Watching the console for awhile I see:
QuoteIgb2 (and 3): Interface stopped DISTRIBUTING, possible flapping

I spent hours troubleshooting and rebooting etc. Checked and rebooted my switch. Access to the UI was hit and mostly-miss. I recall from some time ago that there could be some issues with LAGG and netmap with ZenArmor, so I put ZenArmor packet engine in bypass mode after several attempts. This seemed to help. But the same errors reappeared. Next I stopped all three ZenArmor services (packet engine, Elasticsearch, and Cloud agent) and set each NOT to start on reboot. Seeing the same behavior, I rebooted again.

Now OPNsense is running and my network is back up. I do not see netmap or other errors on the console. So my 'emergency' is contained.  :)

However, the UI is sluggish and I'm unable to update OPNsense from the UI.
Quotepkg: sqlite error while executing CREATE TABLE packages ...

Could someone please offer some help/advice? I'd appreciate it!

Thanks, Doug

Update:

I've removed the Zenarmor/Sensei plugins, and was able to download updates to OPNsense (minor updates, still on v. 23.1.11).

Running an audit I see:

Quote***GOT REQUEST TO AUDIT HEALTH***
Currently running OPNsense 23.1.11 at Sun Jul 23 11:30:08 MST 2023
>>> Check installed kernel version
Version 23.1.11 is correct.
>>> Check for missing or altered kernel files
No problems detected.
>>> Check installed base version
Version 23.1.11 is correct.
>>> Check for missing or altered base files
Error 2 ocurred.
etc/sysctl.conf:
   size (311, 345)
   sha256digest (0x8c57d647047d84b9be4cddbb0b6d58c1d5839f148b62d1137b8bf2611f681cfd, 0x06ec8255e5fdfb4ccaf2059bc0d12c92554e4ba8f92b9d4c51af74ba58ba00c9)
>>> Check installed repositories
OPNsense
>>> Check installed plugins
No plugins found.
>>> Check locked packages
No locks found.
>>> Check for missing package dependencies
Checking all packages: .......... done
>>> Check for missing or altered package files
Checking all packages: .......... done
>>> Check for core packages consistency
Core package "opnsense" has 67 dependencies to check.
Checking packages: .................................................................... done
***DONE***

So it looks like the chksum for sysctl.conf is incorrect.

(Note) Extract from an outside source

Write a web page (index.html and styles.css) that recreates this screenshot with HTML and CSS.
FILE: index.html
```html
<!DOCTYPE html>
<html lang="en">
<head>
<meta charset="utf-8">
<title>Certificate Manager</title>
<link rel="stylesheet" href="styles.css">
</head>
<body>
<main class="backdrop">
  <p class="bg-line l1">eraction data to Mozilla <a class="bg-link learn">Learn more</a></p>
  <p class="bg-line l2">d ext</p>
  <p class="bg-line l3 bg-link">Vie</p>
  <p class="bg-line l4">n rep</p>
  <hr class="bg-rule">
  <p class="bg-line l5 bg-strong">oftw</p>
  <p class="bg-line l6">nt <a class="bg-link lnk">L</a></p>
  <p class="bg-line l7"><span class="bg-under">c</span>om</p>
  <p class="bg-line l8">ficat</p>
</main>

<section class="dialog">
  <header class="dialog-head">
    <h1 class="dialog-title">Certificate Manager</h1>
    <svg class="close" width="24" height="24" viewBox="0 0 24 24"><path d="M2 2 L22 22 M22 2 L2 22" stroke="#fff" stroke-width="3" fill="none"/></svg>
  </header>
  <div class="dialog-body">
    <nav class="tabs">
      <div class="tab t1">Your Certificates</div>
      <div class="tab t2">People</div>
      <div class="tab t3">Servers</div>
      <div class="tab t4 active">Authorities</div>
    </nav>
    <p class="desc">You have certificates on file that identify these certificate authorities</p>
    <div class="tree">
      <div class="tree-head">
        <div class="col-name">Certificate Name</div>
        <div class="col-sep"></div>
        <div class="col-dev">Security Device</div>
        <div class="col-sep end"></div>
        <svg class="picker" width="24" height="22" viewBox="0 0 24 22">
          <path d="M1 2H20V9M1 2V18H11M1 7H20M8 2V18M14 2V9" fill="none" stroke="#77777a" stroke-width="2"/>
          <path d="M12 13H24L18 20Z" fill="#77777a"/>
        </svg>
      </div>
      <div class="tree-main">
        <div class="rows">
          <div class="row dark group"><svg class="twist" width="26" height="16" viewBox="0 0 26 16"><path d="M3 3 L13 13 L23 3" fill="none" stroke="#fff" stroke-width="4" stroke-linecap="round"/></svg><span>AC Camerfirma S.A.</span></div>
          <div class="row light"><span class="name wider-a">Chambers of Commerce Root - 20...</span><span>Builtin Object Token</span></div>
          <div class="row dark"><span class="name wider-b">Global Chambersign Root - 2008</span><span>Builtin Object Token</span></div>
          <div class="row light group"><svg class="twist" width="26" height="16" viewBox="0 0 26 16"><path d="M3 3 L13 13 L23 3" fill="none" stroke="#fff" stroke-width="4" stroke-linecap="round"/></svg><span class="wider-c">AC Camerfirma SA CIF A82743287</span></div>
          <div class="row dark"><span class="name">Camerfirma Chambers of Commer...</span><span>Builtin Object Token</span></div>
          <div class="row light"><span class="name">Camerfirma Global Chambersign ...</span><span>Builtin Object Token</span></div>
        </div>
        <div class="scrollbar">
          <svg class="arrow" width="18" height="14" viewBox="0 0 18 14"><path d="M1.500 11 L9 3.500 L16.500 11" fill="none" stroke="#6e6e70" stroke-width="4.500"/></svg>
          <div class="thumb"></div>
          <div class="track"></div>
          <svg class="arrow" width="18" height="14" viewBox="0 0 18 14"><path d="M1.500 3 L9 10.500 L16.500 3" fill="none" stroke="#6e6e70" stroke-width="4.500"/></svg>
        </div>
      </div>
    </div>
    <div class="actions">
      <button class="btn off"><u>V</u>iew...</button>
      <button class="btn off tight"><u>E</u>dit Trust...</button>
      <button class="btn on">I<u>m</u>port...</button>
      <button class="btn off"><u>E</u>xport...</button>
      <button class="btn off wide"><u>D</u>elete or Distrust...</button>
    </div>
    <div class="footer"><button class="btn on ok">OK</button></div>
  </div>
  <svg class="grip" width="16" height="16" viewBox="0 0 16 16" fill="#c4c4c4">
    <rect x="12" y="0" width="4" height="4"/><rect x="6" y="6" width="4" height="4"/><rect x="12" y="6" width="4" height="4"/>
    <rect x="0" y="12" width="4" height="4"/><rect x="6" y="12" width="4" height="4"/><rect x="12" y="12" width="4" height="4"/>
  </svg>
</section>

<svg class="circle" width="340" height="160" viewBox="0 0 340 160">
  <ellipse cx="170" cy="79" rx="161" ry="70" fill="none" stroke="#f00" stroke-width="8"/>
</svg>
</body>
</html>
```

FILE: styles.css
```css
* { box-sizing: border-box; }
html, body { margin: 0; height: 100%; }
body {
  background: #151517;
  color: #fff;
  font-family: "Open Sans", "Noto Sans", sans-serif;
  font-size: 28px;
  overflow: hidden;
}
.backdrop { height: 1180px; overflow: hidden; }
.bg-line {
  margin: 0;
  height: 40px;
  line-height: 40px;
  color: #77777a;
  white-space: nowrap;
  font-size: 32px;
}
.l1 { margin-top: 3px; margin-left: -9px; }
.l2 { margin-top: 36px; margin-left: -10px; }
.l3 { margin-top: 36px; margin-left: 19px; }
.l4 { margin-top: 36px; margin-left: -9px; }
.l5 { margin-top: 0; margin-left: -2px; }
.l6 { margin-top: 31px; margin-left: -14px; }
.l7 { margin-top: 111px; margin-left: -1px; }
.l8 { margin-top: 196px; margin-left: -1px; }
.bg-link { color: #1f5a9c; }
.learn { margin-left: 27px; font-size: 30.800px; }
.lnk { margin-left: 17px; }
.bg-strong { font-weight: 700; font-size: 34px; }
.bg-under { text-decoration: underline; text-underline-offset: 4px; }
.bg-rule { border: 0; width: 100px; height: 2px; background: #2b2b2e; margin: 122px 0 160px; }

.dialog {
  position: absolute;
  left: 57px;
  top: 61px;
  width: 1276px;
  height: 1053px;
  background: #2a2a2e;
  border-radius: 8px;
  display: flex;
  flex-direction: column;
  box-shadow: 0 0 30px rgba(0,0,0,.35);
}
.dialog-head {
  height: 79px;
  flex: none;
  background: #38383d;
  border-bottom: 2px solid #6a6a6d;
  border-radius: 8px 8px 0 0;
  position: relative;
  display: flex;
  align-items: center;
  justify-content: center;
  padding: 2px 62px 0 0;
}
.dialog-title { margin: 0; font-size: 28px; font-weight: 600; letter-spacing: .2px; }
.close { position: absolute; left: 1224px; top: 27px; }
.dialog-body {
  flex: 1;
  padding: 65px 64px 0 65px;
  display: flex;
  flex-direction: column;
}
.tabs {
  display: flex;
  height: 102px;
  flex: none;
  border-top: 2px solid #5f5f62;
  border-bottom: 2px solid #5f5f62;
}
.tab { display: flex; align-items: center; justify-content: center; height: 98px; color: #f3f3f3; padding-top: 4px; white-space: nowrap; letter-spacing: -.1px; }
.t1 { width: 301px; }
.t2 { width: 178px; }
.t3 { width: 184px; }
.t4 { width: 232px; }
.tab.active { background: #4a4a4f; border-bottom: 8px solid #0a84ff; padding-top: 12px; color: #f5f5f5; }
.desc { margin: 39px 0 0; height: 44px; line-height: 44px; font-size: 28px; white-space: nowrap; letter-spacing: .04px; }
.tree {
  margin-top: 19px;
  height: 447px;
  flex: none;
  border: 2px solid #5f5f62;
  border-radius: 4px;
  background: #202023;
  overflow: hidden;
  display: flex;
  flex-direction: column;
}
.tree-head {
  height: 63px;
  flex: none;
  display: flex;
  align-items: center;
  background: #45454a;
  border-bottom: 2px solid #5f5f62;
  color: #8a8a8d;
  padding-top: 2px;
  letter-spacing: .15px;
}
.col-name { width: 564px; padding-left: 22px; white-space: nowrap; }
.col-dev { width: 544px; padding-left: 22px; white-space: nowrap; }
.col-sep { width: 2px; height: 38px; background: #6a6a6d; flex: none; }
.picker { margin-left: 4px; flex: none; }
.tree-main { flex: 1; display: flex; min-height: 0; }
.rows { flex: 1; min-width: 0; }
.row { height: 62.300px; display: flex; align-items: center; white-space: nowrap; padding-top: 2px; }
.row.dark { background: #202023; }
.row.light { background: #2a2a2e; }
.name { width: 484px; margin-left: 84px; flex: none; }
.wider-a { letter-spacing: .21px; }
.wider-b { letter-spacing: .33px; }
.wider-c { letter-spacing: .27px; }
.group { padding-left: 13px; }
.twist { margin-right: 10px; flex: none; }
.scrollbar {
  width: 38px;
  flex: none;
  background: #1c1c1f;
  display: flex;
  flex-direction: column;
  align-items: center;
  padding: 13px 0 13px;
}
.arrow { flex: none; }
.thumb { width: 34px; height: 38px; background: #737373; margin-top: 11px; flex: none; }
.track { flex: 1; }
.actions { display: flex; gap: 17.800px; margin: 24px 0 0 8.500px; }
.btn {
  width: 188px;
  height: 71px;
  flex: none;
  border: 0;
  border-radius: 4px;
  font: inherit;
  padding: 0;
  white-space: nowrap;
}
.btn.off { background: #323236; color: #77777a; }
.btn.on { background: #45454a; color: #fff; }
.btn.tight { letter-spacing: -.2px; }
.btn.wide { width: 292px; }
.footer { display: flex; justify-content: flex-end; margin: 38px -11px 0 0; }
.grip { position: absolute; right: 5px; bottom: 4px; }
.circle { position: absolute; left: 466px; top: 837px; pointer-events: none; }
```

Looking for a way to resolve this.

Any ideas??

Install OPNsense in a VM, uprade to 23.1.11, copy the sysclt.conf and then open both files in WinMerge.

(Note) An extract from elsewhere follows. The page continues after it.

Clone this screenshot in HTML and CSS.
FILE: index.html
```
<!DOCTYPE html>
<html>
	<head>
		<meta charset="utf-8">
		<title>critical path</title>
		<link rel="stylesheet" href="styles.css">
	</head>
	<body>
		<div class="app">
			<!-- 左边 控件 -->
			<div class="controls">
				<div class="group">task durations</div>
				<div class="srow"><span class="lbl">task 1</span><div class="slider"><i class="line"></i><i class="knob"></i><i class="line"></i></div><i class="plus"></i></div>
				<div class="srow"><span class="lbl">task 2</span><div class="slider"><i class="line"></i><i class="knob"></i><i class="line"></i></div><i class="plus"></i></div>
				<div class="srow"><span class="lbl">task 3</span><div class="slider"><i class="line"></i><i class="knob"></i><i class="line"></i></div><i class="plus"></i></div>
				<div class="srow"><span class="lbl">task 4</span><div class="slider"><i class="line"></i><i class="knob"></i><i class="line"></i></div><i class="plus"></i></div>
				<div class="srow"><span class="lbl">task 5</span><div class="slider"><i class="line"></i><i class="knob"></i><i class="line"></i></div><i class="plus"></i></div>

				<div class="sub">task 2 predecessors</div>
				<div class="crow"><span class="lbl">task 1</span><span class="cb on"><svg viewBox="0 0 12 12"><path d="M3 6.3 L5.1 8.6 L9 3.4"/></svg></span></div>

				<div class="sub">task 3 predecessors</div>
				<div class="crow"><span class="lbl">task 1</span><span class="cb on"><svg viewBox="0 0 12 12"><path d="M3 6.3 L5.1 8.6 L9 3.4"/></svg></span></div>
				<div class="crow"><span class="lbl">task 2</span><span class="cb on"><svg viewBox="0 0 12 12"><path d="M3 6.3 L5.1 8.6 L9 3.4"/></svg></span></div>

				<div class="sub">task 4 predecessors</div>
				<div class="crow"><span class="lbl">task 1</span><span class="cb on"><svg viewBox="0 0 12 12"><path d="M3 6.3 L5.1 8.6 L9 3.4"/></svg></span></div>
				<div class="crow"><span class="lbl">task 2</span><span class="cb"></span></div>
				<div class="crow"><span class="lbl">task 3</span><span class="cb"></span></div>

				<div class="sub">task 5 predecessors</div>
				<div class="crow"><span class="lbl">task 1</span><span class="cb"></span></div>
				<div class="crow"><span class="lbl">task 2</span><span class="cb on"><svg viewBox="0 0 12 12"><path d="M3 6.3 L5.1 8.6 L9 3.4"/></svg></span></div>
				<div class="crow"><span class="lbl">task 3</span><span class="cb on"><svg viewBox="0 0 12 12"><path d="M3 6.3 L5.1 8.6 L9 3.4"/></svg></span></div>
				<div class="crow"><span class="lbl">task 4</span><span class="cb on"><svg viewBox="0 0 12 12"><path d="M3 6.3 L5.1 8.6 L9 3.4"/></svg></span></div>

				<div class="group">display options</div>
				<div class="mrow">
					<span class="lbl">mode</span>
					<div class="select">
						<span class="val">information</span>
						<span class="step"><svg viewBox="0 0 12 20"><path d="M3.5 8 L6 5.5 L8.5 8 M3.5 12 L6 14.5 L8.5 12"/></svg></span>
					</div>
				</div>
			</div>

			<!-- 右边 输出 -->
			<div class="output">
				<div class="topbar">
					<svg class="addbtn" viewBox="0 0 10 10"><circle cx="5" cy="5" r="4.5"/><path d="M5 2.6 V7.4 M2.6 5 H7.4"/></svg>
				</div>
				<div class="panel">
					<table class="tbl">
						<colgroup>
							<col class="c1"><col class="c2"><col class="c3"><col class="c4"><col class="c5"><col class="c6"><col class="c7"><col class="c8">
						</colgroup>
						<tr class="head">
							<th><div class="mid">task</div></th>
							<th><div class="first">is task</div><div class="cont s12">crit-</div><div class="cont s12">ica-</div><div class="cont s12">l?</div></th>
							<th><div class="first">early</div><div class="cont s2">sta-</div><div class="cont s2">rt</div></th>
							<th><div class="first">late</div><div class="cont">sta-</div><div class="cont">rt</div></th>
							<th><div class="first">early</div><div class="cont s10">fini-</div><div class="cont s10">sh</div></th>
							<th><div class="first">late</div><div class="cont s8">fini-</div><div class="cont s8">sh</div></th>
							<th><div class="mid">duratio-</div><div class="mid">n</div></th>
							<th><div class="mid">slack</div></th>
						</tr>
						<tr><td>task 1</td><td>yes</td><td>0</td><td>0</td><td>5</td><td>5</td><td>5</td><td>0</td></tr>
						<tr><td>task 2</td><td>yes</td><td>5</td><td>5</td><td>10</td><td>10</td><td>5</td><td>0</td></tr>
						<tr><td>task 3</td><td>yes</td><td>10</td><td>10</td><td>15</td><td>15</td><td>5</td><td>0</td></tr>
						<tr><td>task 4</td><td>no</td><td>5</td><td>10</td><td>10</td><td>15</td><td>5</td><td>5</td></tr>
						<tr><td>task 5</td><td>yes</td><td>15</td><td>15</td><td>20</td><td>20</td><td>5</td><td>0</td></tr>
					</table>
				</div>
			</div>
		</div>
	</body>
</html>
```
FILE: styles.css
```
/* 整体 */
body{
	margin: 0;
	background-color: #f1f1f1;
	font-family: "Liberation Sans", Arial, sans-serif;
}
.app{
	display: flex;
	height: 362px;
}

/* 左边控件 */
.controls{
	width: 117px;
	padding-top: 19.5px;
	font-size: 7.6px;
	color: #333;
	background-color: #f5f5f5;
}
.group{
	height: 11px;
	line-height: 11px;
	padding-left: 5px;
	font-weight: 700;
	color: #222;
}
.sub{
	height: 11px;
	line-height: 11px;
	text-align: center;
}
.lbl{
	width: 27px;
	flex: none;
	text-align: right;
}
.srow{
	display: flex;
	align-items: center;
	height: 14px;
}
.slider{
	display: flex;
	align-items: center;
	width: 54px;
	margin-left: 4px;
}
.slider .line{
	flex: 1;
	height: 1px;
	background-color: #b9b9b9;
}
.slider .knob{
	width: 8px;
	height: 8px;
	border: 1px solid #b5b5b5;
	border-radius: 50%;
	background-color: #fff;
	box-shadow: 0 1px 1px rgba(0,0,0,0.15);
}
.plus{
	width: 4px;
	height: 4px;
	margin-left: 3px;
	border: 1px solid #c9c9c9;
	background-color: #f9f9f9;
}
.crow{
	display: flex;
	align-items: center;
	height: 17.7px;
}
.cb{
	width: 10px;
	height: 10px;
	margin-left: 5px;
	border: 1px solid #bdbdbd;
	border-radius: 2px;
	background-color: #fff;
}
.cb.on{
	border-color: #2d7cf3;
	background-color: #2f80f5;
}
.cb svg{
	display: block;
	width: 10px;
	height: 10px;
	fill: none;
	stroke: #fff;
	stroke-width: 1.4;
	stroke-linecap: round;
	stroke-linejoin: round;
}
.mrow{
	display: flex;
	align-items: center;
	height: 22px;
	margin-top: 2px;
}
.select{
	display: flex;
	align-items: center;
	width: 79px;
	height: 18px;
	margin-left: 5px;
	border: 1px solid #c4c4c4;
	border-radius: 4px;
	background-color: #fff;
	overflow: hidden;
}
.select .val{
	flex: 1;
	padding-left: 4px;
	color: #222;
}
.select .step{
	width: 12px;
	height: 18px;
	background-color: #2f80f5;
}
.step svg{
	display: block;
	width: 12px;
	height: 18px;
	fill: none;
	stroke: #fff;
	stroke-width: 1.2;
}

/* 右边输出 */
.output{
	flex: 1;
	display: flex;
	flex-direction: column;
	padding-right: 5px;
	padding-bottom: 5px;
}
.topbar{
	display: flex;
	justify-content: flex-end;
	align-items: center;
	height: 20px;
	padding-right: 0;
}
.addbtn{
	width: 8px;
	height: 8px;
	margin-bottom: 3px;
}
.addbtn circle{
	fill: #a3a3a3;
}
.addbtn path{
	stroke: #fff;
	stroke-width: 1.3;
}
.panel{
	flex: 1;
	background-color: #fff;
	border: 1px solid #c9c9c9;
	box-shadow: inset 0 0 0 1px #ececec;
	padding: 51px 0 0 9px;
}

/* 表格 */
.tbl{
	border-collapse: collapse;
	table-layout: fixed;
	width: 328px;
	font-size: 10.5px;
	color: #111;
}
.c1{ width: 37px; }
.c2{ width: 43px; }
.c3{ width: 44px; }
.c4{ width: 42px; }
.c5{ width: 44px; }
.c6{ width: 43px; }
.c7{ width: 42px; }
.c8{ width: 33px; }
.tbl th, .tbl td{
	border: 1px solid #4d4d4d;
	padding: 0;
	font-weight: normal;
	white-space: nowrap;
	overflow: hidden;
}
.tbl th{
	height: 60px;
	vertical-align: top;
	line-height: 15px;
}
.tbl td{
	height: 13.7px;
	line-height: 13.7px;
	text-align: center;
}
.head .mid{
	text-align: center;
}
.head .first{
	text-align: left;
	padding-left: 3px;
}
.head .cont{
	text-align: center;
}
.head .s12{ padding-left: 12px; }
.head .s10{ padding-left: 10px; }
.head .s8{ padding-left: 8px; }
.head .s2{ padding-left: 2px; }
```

The changes you have there could be related to Sensei - or some other manual tweaks you ma have done.

Thank you.  :)

That seems like a good idea. Unfortunately for me, I'm not running any VM's. So it would be a major activity for me to use this approach.  :(

Looking for something easier.

This is what I'm seeing on my FWs and on the file copied from the ISO# $FreeBSD$
#
#  This file is read when going to multi-user and its contents piped thru
#  ``sysctl'' to adjust kernel values.  ``man 5 sysctl.conf'' for details.
#

# Uncomment this to prevent users from seeing information about processes that
# are being run under another UID.
#security.bsd.see_other_uids=0

Interesting; thank you.  :D

Mine looks the same except there is a last line that looks like a location for a kernel core file:

kern.corefile = /root/%N.%P.core

I'm a linux novice, but I don't see any files in root that end with .core.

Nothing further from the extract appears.